- Education: Massachusetts Institute of Technology New York University University of Florida
- Scientific career
- Workplaces: Johnson Space Center

= Shannan Moynihan =

American physician

Shannan Moynihan is the Deputy Chief of Space and Occupational Medicine at the Johnson Space Center. She has acted as crew surgeon for International Space Station missions.

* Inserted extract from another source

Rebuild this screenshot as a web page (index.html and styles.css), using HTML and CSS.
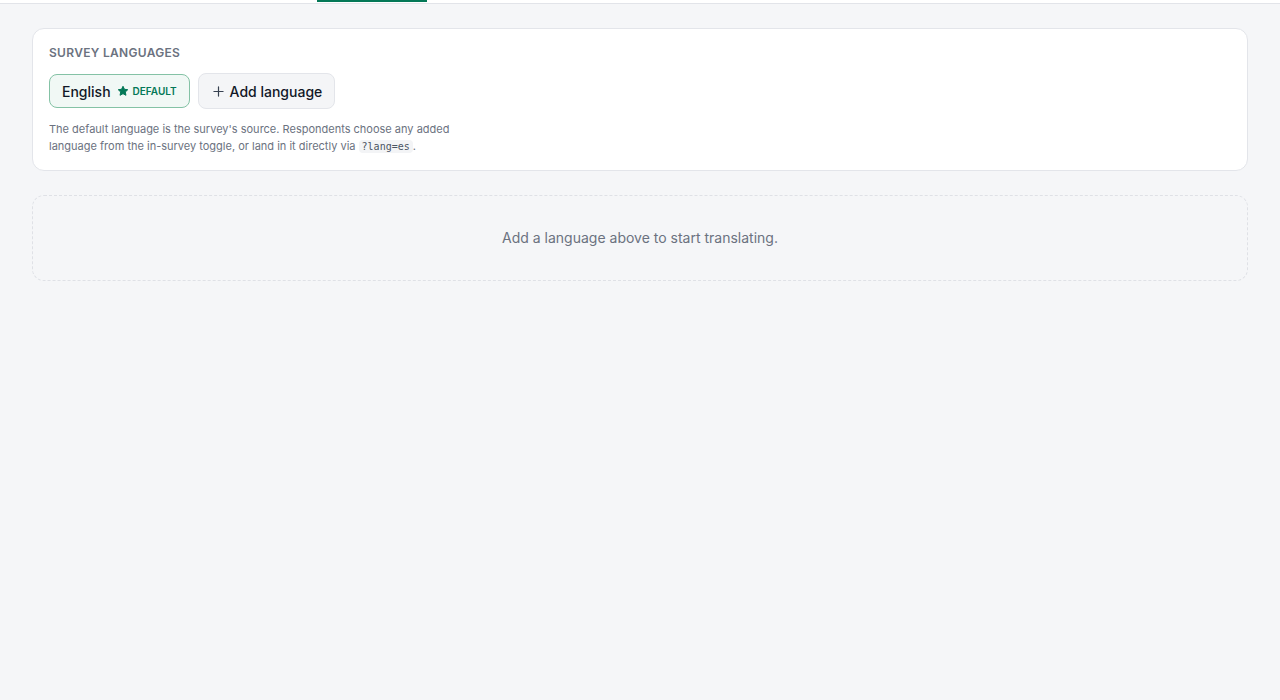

== Education and early career ==
As a child, Moynihan wanted to become an astronaut. She studied aeronautical engineering at Massachusetts Institute of Technology. She studied medicine at New York University and graduated in 1999. She completed a residency in emergency medicine at the University of Florida. She completed a Masters in public health and aerospace medicine in Houston.

== Career ==
Moynihan worked as a flight surgeon at the University of Texas Medical Branch Wyle Laboratories. She was part of the Medical Operations team for the C-9 Familiarization Flight. She joined NASA in 2008. She manages the medical care for the occupants of interplanetary spacecraft. Around this time, Moynihan noticed that long duration astronauts were coming back with distinct visual changes. She has since been studying Spaceflight-Associated Neuro-Ocular Syndrome, and sent an optical coherence tomography scanner up to the ISS.

She was part of the NASA twins study, monitoring astronaut Scott Kelly and his brother Mark Kelly. In 2016 she published practical considerations that must be taken for women astronauts on the International Space Station. She is concerned about reproductive viability, bone health, menopausal status and nutrition. Moynihan relies on telemedicine to provide health care to astronauts on board the International Space Station. The astronauts use a colour-coded ultrasound machine and make calls to Moynihan using a VoIP phone. During a sixth-month mission, one of the astronauts, who suffered with a history of knee injury, developed a persistent pain. This was assessed using ultrasound, where images were live streamed back to the planet Earth.

She took part in the BBC documentary Women with the Right Stuff and the book Promised the Moon. She appeared in the Channel 4 documentary, Live from Space. She is affiliated with San Jacinto Methodist Hospital.